What’s your favorite book?  
In the Time of the Butterflies by Julia Alvarez tops my favorite books.

movie? I love the films, Earth As Seen from the Moon by Pasolini, Angela by Rebecca Miller, Simple Men by Hal Hartley and The City of Lost Children by Caro & Jeunet.

line from a play? “We Belong To Each Other.” — Mac Rogers’ Universal Robots

pop culture guilty pleasure? The Glades is one of my guilty pleasures. It’s sunny, slightly funny and doesn’t tax the brain. Love it.

cocktail? Margaritas. Good, delicious, mouth-watering margaritas make me happy.  I’m particularly a fan of guava and passionfruit.
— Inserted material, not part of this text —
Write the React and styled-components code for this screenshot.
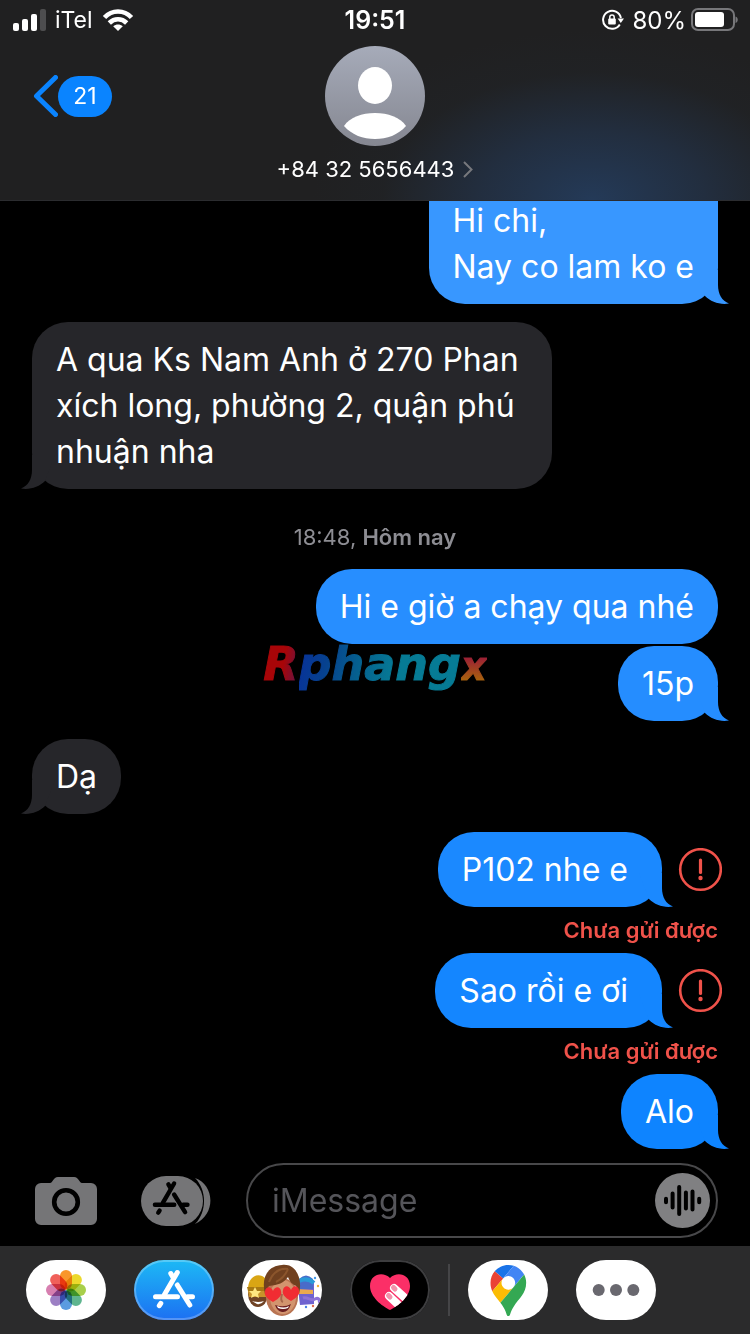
import React from "react";
import styled, { createGlobalStyle } from "styled-components";

const Global = createGlobalStyle`
  *, *::before, *::after { box-sizing: border-box; }
  body {
    margin: 0;
    background: #000;
    color: #fff;
    font-family: Inter, "Liberation Sans", sans-serif;
  }
  button { border: 0; padding: 0; margin: 0; background: none; color: inherit; font: inherit; cursor: pointer; }
  svg { display: block; }
`;

const Screen = styled.div`
  display: flex;
  flex-direction: column;
  height: 100vh;
`;

const Header = styled.header`
  flex: none;
  border-bottom: 1px solid #2b2c2f;
  background:
    radial-gradient(ellipse 280px 170px at 79% 100%, #243a58 0%, rgba(35, 52, 76, 0.7) 40%, rgba(33, 38, 44, 0.3) 75%, rgba(33, 33, 34, 0) 100%),
    #202021;
`;

const StatusBar = styled.div`
  display: grid;
  grid-template-columns: 1fr auto 1fr;
  align-items: center;
  height: 40px;
  padding: 0 12px;
  font-size: 23px;
`;

const StatusGroup = styled.div`
  display: flex;
  align-items: center;
  justify-content: ${(p) => (p.$end ? "flex-end" : "flex-start")};
  gap: ${(p) => (p.$end ? 4 : 9)}px;
`;

const Percent = styled.span`
  margin-left: 4px;
  font-size: 24px;
`;

const Clock = styled.time`
  font-size: 25px;
  font-weight: 600;
`;

const NavBar = styled.div`
  display: grid;
  grid-template-columns: 1fr auto 1fr;
  padding: 6px 32px 16px;
`;

const BackButton = styled.button`
  display: flex;
  align-items: center;
  justify-self: start;
  align-self: start;
  height: 100px;
`;

const Unread = styled.span`
  min-width: 54px;
  height: 41px;
  border-radius: 21px;
  background: #0a84ff;
  font-size: 23px;
  line-height: 40px;
  text-align: center;
`;

const Contact = styled.button`
  display: flex;
  flex-direction: column;
  align-items: center;
  gap: 8px;
`;

const ContactName = styled.span`
  display: flex;
  align-items: center;
  gap: 9px;
  font-size: 22px;
  line-height: 30px;
`;

const Scroller = styled.main`
  flex: 1;
  min-height: 0;
  display: flex;
  flex-direction: column-reverse;
  overflow-y: auto;
  scrollbar-width: none;
`;

const Thread = styled.div`
  position: relative;
  flex: none;
  display: flex;
  flex-direction: column;
  gap: 18px;
`;

const Group = styled.div`
  display: flex;
  flex-direction: column;
  align-items: ${(p) => (p.$mine ? "flex-end" : "flex-start")};
  gap: 2px;
  padding: 0 32px;
`;

const FailedGroup = styled(Group)`
  gap: 0;
`;

const FailedRow = styled.div`
  display: flex;
  align-items: center;
  gap: 16px;
  margin-right: -4px;
`;

const Bubble = styled.div`
  position: relative;
  max-width: 520px;
  padding: 15px ${(p) => (p.$failed ? 34 : 24)}px 14px 24px;
  border-radius: 36px;
  background: ${(p) => p.$tone};
  color: #fff;
  font-size: 32px;
  line-height: 46px;
  white-space: pre-line;
`;

const TailShape = styled.svg`
  position: absolute;
  bottom: 0;
  ${(p) => (p.$mine ? "right: -11px;" : "left: -11px; transform: scaleX(-1);")}
`;

const Stamp = styled.div`
  padding: 16px 0 0;
  color: #8d8d93;
  font-size: 22px;
  line-height: 28px;
  text-align: center;
`;

const StampDay = styled.span`
  font-weight: 600;
`;

const FailedLabel = styled.div`
  padding: 9px 0;
  color: #f0524a;
  font-size: 22px;
  font-weight: 600;
  line-height: 28px;
`;

const Watermark = styled.div`
  position: absolute;
  left: 0;
  right: 0;
  bottom: 456px;
  font: italic bold 46px/54px "DejaVu Sans", sans-serif;
  text-align: center;
  pointer-events: none;
`;

const Tint = styled.span`
  display: inline-block;
  background: ${(p) => p.$fill};
  background-clip: text;
  color: transparent;
  font-size: ${(p) => (p.$small ? 40 : 46)}px;
  -webkit-text-stroke: 1px transparent;
`;

const Composer = styled.form`
  flex: none;
  display: flex;
  align-items: center;
  padding: 14px 32px 8px 35px;
`;

const ToolButton = styled.button`
  flex: none;
  margin-right: ${(p) => p.$after}px;
`;

const Field = styled.div`
  flex: 1;
  min-width: 0;
  display: flex;
  align-items: center;
  height: 75px;
  padding: 0 6px 0 24px;
  border: 2px solid #48484a;
  border-radius: 38px;
`;

const Input = styled.input`
  flex: 1;
  min-width: 0;
  border: 0;
  padding: 0;
  outline: 0;
  background: transparent;
  color: #fff;
  font: 32px/46px Inter, "Liberation Sans", sans-serif;
  &::placeholder { color: #55555a; opacity: 1; }
`;

const AppStrip = styled.nav`
  flex: none;
  display: flex;
  align-items: center;
  gap: 28px;
  padding: 14px 26px;
  background: #2b2b2c;
`;

const AppButton = styled.button`
  flex: none;
  width: 80px;
  height: 60px;
  border-radius: 30px;
  overflow: hidden;
  background: ${(p) => p.$bg || "#fff"};
  box-shadow: ${(p) => (p.$ring ? `inset 0 0 0 2px ${p.$ring}` : "none")};
`;

const Divider = styled.span`
  width: 2px;
  height: 52px;
  margin: 0 -10px;
  background: #454547;
`;

const Tail = ({ mine, tone }) => (
  <TailShape $mine={mine} width="34" height="34" viewBox="0 0 34 34" fill={tone} aria-hidden="true">
    <path d="M0 0H23V15C23 24 27 31 34 33.500C25 35 16 32 10 26Z" />
  </TailShape>
);

const Message = ({ mine, failed, tone = "#26262a", tail = true, children }) => (
  <Bubble $tone={tone} $failed={failed}>
    {children}
    {tail && <Tail mine={mine} tone={tone} />}
  </Bubble>
);

const FailedMessage = ({ tone, children }) => (
  <FailedGroup $mine>
    <FailedRow>
      <Message mine failed tone={tone}>{children}</Message>
      <button type="button" aria-label="!">
        <svg width="44" height="44" viewBox="0 0 44 44" fill="none" stroke="#f0524a">
          <circle cx="22.500" cy="21.500" r="20.300" strokeWidth="2.600" />
          <path d="M22.500 12V24.500" strokeWidth="3.200" strokeLinecap="round" />
          <circle cx="22.500" cy="30" r="2.200" fill="#f0524a" stroke="none" />
        </svg>
      </button>
    </FailedRow>
    <FailedLabel>Chưa gửi được</FailedLabel>
  </FailedGroup>
);

const SignalIcon = () => (
  <svg width="34" height="22" viewBox="0 0 34 22" fill="#fff">
    <rect x="1" y="14" width="6" height="8" rx="2" />
    <rect x="10" y="10" width="6" height="12" rx="2" />
    <rect x="19" y="5" width="6" height="17" rx="2" />
    <rect x="28" y="0" width="6" height="22" rx="2" fill="#4d4d4f" />
  </svg>
);

const WifiIcon = () => (
  <svg width="32" height="22" viewBox="0 0 32 22" fill="none" stroke="#fff" strokeWidth="4.600">
    <path d="M2.500 8.500C10 0.500 22 0.500 29.500 8.500" />
    <path d="M7.300 14C12.300 9 19.700 9 24.700 14" />
    <path d="M11.200 17.200C14 14.800 18 14.800 20.800 17.200L16 22Z" fill="#fff" stroke="none" />
  </svg>
);

const RotationLockIcon = () => (
  <svg width="22" height="22" viewBox="0 0 22 22" fill="none" stroke="#fff" strokeWidth="2">
    <path d="M17.800 15.500A9 9 0 1 1 18.900 9" />
    <path d="M15.600 9.500H22L18.800 14Z" fill="#fff" stroke="none" />
    <rect x="6.200" y="9.600" width="7.600" height="6" rx="1" fill="#fff" stroke="none" />
    <path d="M7.800 10V8.200A2.200 2.200 0 0 1 12.200 8.200V10" strokeWidth="1.500" />
  </svg>
);

const BatteryIcon = () => (
  <svg width="48" height="24" viewBox="0 0 48 24">
    <rect x="2" y="1" width="42" height="21" rx="6" fill="none" stroke="#77777a" strokeWidth="2" />
    <rect x="5" y="4" width="29" height="15" rx="3" fill="#fff" />
    <path d="M45.500 8.500C48.500 9.500 48.500 14 45.500 15Z" fill="#77777a" />
  </svg>
);

const Avatar = () => (
  <svg width="100" height="100" viewBox="0 0 100 100">
    <defs>
      <linearGradient id="avatarFill" x1="0" y1="0" x2="0" y2="1">
        <stop offset="0" stopColor="#a6abb9" />
        <stop offset="1" stopColor="#858791" />
      </linearGradient>
    </defs>
    <circle cx="50" cy="50" r="50" fill="url(#avatarFill)" />
    <ellipse cx="50" cy="39.500" rx="17" ry="18.500" fill="#fff" />
    <path d="M19 80C25 71 37 67 50 67S75 71 81 80C73 89 62 93 50 93S27 89 19 80Z" fill="#fff" />
  </svg>
);

const StoreGlyph = () => (
  <g fill="none" strokeWidth="5" strokeLinecap="round">
    <path d="M43.300 12.500L30.500 34.500" />
    <path d="M36.800 13.500L39 17.300" />
    <path d="M43.300 25L55.800 45" />
    <path d="M21.500 36.700H43.500M53.500 36.700H58.500" />
    <path d="M26.800 43.300L25.300 45.600" />
  </g>
);

const CameraIcon = () => (
  <svg width="62" height="48" viewBox="0 0 62 48">
    <path d="M6 6H15C18 6 18 0 23 0H39C44 0 44 6 47 6H56A6 6 0 0 1 62 12V42A6 6 0 0 1 56 48H6A6 6 0 0 1 0 42V12A6 6 0 0 1 6 6Z" fill="#757577" />
    <circle cx="31" cy="25" r="11.800" fill="none" stroke="#000" strokeWidth="4.600" />
  </svg>
);

const StoreDrawerIcon = () => (
  <svg width="70" height="50" viewBox="0 0 70 50">
    <path d="M54 2C73 8 76 38 54 48C66 36 66 14 54 2Z" fill="#757577" />
    <rect width="62" height="50" rx="25" fill="#757577" />
    <g transform="translate(-5 -3.500) scale(0.880)" stroke="#000">
      <StoreGlyph />
    </g>
  </svg>
);

const AudioIcon = () => (
  <svg width="55" height="55" viewBox="0 0 55 55">
    <circle cx="27.500" cy="27.500" r="27.500" fill="#808082" />
    <path d="M11 25.800V29.200M17.600 20.500V34.500M24.200 14V41M30.900 19.500V35.500M37.500 18.500V36.500M44.200 25.800V29.200" stroke="#000" strokeWidth="4" strokeLinecap="round" />
  </svg>
);

const petals = ["#f9962b", "#ecd92c", "#a8cf4b", "#5fb58f", "#5b9be0", "#9c7fc4", "#d77fb0", "#f0605a"];

const PhotosArt = () => (
  <svg width="80" height="60" viewBox="0 0 80 60">
    {petals.map((color, i) => (
      <rect
        key={color}
        x="34"
        y="10"
        width="12"
        height="19.500"
        rx="6"
        fill={color}
        transform={`rotate(${i * 45} 40 30)`}
        style={{ mixBlendMode: "multiply" }}
      />
    ))}
  </svg>
);

const StoreArt = () => (
  <svg width="80" height="60" viewBox="0 0 80 60" stroke="#fff">
    <StoreGlyph />
  </svg>
);

const heart = "M0 8C-7 4-9 1-8-3C-7-8-2-8 0-3C2-8 7-8 8-3C9 1 7 4 0 8Z";

const MemojiArt = () => (
  <svg width="80" height="60" viewBox="0 0 80 60">
    <path d="M55 20L66 17L72 21V44L58 45Z" fill="#6f62cf" />
    <path d="M57 19Q64 12 71 19V29H57Z" fill="#496bc9" />
    <path d="M57 21Q65 17 72 23" fill="none" stroke="#299ad8" strokeWidth="4" />
    <path d="M55 29L71 30V34H55Z" fill="#e9a94f" />
    <path d="M61 38C66 36 68 42 73 39C77 37 79 41 76 42" fill="none" stroke="#8c72d8" strokeWidth="3" />
    <circle cx="73" cy="18" r="1.200" fill="#469ae8" />
    <circle cx="76" cy="26" r="1.200" fill="#f2b23a" />
    <circle cx="71" cy="46" r="1.200" fill="#e26a4d" />
    <circle cx="64" cy="47" r="1.200" fill="#497fe3" />
    <ellipse cx="16" cy="34" rx="10" ry="13" fill="#704325" />
    <path d="M6 29C6 11 26 11 27 28Z" fill="#d9a514" />
    <path d="M5 27H26V31H6Z" fill="#a87912" />
    <path d="M6 31H27V37H7Z" fill="#c8932a" />
    <path d="M13 27L15 31L19 31L16 34L17 38L13 36L9 38L10 34L7 31L11 31Z" fill="#ffe680" />
    <path d="M10 41Q16 43 22 41Q19 45 15 44Z" fill="#fff" />
    <ellipse cx="40" cy="37" rx="16" ry="19" fill="#b97452" />
    <ellipse cx="41" cy="37" rx="13" ry="17" fill="#d2946e" />
    <path d="M23 34C19 18 25 6 40 5C54 3 61 19 57 34L54 26C50 24 48 22 46 17C42 23 36 25 27 26Z" fill="#70401f" />
    <path d="M27 22C31 12 37 8 46 9M34 22C40 19 44 14 46 9" fill="none" stroke="#8b552c" strokeWidth="2" />
    <path d="M40 34Q38 41 41 42" fill="none" stroke="#a8674a" strokeWidth="2" />
    <path d={heart} fill="#f12c32" transform="translate(31 34)" />
    <path d={heart} fill="#f12c32" transform="translate(49 33)" />
    <path d="M33 45Q42 48 49 44Q46 53 40 52Q35 51 33 45Z" fill="#6c1f20" />
    <path d="M35 46Q42 49 47 46L46 48Q41 50 36 48Z" fill="#fff" />
  </svg>
);

const TouchArt = () => (
  <svg width="80" height="60" viewBox="0 0 80 60">
    <defs>
      <clipPath id="touchHeart">
        <path d="M40 50C32 46 20 37 20 26C20 14 33 11 40 18C47 11 60 14 60 26C60 37 48 46 40 50Z" />
      </clipPath>
    </defs>
    <g clipPath="url(#touchHeart)">
      <rect width="80" height="60" fill="#fb2f67" />
      <path d="M44 28L64 46M39 36L58 54" stroke="#fff" strokeWidth="8" strokeLinecap="round" />
      <path d="M43.500 27.500L45 29M38.500 35.500L40 37" stroke="#f293ac" strokeWidth="5" strokeLinecap="round" />
    </g>
  </svg>
);

const MapsArt = () => (
  <svg width="80" height="60" viewBox="0 0 80 60">
    <g transform="translate(22.500 5) scale(0.386)">
      <path fill="#1a73e8" d="M60.200 2.200C55.800.8 51 0 46.100 0 32 0 19.300 6.400 10.800 16.500l21.800 18.300L60.200 2.200z" />
      <path fill="#ea4335" d="M10.800 16.500C4.100 24.500 0 34.900 0 46.100c0 8.700 1.700 15.700 4.600 22l28-33.300-21.800-18.300z" />
      <path fill="#4285f4" d="M46.200 28.500c9.800 0 17.700 7.900 17.700 17.700 0 4.300-1.600 8.300-4.200 11.400 0 0 13.900-16.600 27.500-32.700-5.600-10.800-15.300-19-27-22.700L32.600 34.800c3.300-3.800 8.100-6.300 13.600-6.300" />
      <path fill="#fbbc04" d="M46.200 63.800c-9.800 0-17.700-7.900-17.700-17.700 0-4.300 1.500-8.300 4.100-11.300l-28 33.300c4.800 10.600 12.800 19.200 21 29.900l34.100-40.500c-3.300 3.900-8.100 6.300-13.500 6.300" />
      <path fill="#34a853" d="M59.100 109.200c15.400-24.100 33.300-35 33.300-63 0-7.700-1.900-14.900-5.200-21.300L25.600 98c2.600 3.400 5.300 7.300 7.900 11.300 9.400 14.500 6.800 23.100 12.800 23.100s3.400-8.700 12.800-23.200" />
    </g>
  </svg>
);

const MoreArt = () => (
  <svg width="80" height="60" viewBox="0 0 80 60" fill="#69686f">
    <circle cx="22.700" cy="30" r="6" />
    <circle cx="40" cy="30" r="6" />
    <circle cx="57.300" cy="30" r="6" />
  </svg>
);

export default function App() {
  return (
    <Screen>
      <Global />
      <Header>
        <StatusBar>
          <StatusGroup>
            <SignalIcon />
            <span>iTel</span>
            <WifiIcon />
          </StatusGroup>
          <Clock>19:51</Clock>
          <StatusGroup $end>
            <RotationLockIcon />
            <Percent>80%</Percent>
            <BatteryIcon />
          </StatusGroup>
        </StatusBar>
        <NavBar>
          <BackButton type="button">
            <svg width="26" height="42" viewBox="0 0 26 42" fill="none" stroke="#0a84ff" strokeWidth="5" strokeLinecap="round" strokeLinejoin="round">
              <path d="M23.500 2.500L4.500 21L23.500 39.500" />
            </svg>
            <Unread>21</Unread>
          </BackButton>
          <Contact type="button">
            <Avatar />
            <ContactName>
              +84 32 5656443
              <svg width="10" height="18" viewBox="0 0 10 18" fill="none" stroke="#77787d" strokeWidth="2">
                <path d="M1 2L8.500 9.500L1 17" />
              </svg>
            </ContactName>
          </Contact>
        </NavBar>
      </Header>

      <Scroller>
        <Thread>
          <Group $mine>
            <Message mine tone="#3897ff">{"\nHi chi,\nNay co lam ko e"}</Message>
          </Group>
          <Group>
            <Message>A qua Ks Nam Anh ở 270 Phan xích long, phường 2, quận phú nhuận nha</Message>
          </Group>
          <Stamp>
            18:48, <StampDay>Hôm nay</StampDay>
          </Stamp>
          <Group $mine>
            <Message mine tone="#278eff" tail={false}>Hi e giờ a chạy qua nhé</Message>
            <Message mine tone="#258dff">15p</Message>
          </Group>
          <Group>
            <Message>Dạ</Message>
          </Group>
          <div>
            <FailedMessage tone="#1b89ff">P102 nhe e</FailedMessage>
            <FailedMessage tone="#1486ff">Sao rồi e ơi</FailedMessage>
            <Group $mine>
              <Message mine tone="#0e84ff">Alo</Message>
            </Group>
          </div>
          <Watermark>
            <Tint $fill="linear-gradient(100deg, #a80508 55%, #5a1650 100%)">R</Tint>
            <Tint $fill="linear-gradient(100deg, #08309a 0%, #06418f 18%, #05618f 38%, #067b95 60%)">phang</Tint>
            <Tint $small $fill="linear-gradient(180deg, #9c2035 35%, #a8600f 75%)">x</Tint>
          </Watermark>
        </Thread>
      </Scroller>

      <Composer onSubmit={(e) => e.preventDefault()}>
        <ToolButton type="button" aria-label="Camera" $after={44}>
          <CameraIcon />
        </ToolButton>
        <ToolButton type="button" aria-label="App Store" $after={35}>
          <StoreDrawerIcon />
        </ToolButton>
        <Field>
          <Input type="text" placeholder="iMessage" aria-label="iMessage" />
          <button type="button" aria-label="Audio">
            <AudioIcon />
          </button>
        </Field>
      </Composer>

      <AppStrip>
        <AppButton type="button" aria-label="Photos"><PhotosArt /></AppButton>
        <AppButton type="button" aria-label="App Store" $bg="linear-gradient(#1db9f5, #1c70f2)" $ring="rgba(255, 255, 255, 0.25)">
          <StoreArt />
        </AppButton>
        <AppButton type="button" aria-label="Memoji"><MemojiArt /></AppButton>
        <AppButton type="button" aria-label="Digital Touch" $bg="#000" $ring="#3d3d3f"><TouchArt /></AppButton>
        <Divider />
        <AppButton type="button" aria-label="Google Maps"><MapsArt /></AppButton>
        <AppButton type="button" aria-label="More"><MoreArt /></AppButton>
      </AppStrip>
    </Screen>
  );
}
What play or production changed your life? Justice Do It. A one-night only performance by fifth graders on Broadway in 1997. The New Jersey elementary students researched globalization and child labor, and then wrote an entertaining play about McDonald’s, Nike and other conglomerates based on their research. Their school’s principal deemed the work too controversial, and banned the students from performing it. Scott Ellis read about the student’s plight in the newspaper, offered to direct them and convinced Roundabout to produce the play for one night only. After hearing about the production’s background on NPR, I snagged a couple of tickets and thoroughly enjoyed watching the 10-year-olds hit their marks (and perform with glee). I will never forget that night.

Is there anything you still dream of doing? Going to the Australian Open.

I feel most like myself when I ….rollerskate or volunteer.

What is your best escape? Tennis. Playing, watching, and enjoying tennis.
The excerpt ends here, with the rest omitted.